What is being asked:
Find each line in the following listing that has the string "index", then state the count and nothing else.
━━ Collected data ━━
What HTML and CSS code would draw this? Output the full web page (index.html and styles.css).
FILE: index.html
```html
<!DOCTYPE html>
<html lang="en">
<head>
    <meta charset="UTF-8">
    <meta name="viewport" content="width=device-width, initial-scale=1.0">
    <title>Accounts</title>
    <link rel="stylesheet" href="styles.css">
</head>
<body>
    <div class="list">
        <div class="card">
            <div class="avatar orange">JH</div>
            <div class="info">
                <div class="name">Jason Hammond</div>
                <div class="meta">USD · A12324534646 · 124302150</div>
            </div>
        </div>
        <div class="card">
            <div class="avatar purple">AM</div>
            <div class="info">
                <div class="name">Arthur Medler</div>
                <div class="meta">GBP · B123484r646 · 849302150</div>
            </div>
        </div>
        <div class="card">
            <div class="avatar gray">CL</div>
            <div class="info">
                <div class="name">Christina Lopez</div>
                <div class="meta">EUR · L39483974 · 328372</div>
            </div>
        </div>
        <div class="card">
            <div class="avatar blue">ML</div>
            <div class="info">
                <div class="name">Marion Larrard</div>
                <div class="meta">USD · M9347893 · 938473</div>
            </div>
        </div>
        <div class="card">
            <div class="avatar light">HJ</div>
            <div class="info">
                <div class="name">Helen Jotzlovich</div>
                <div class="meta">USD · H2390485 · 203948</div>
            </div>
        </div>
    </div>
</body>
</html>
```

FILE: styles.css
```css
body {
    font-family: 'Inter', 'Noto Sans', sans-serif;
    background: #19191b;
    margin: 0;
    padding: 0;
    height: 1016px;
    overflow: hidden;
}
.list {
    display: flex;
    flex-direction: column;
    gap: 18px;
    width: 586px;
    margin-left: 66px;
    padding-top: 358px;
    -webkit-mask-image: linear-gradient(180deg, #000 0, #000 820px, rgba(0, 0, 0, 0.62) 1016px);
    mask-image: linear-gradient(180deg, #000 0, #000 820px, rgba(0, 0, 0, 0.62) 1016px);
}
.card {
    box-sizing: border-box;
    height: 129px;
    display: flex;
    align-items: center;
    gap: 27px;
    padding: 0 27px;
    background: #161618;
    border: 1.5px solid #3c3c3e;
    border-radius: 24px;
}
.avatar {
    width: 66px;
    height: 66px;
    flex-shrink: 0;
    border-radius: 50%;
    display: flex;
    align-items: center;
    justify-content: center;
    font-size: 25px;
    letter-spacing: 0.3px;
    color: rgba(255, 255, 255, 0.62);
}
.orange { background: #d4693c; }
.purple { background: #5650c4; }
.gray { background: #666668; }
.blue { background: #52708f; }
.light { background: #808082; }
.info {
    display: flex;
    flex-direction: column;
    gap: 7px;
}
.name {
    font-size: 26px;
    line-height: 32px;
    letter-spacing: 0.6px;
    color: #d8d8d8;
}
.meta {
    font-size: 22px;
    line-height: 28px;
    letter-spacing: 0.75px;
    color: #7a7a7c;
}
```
━━━
The solution:
2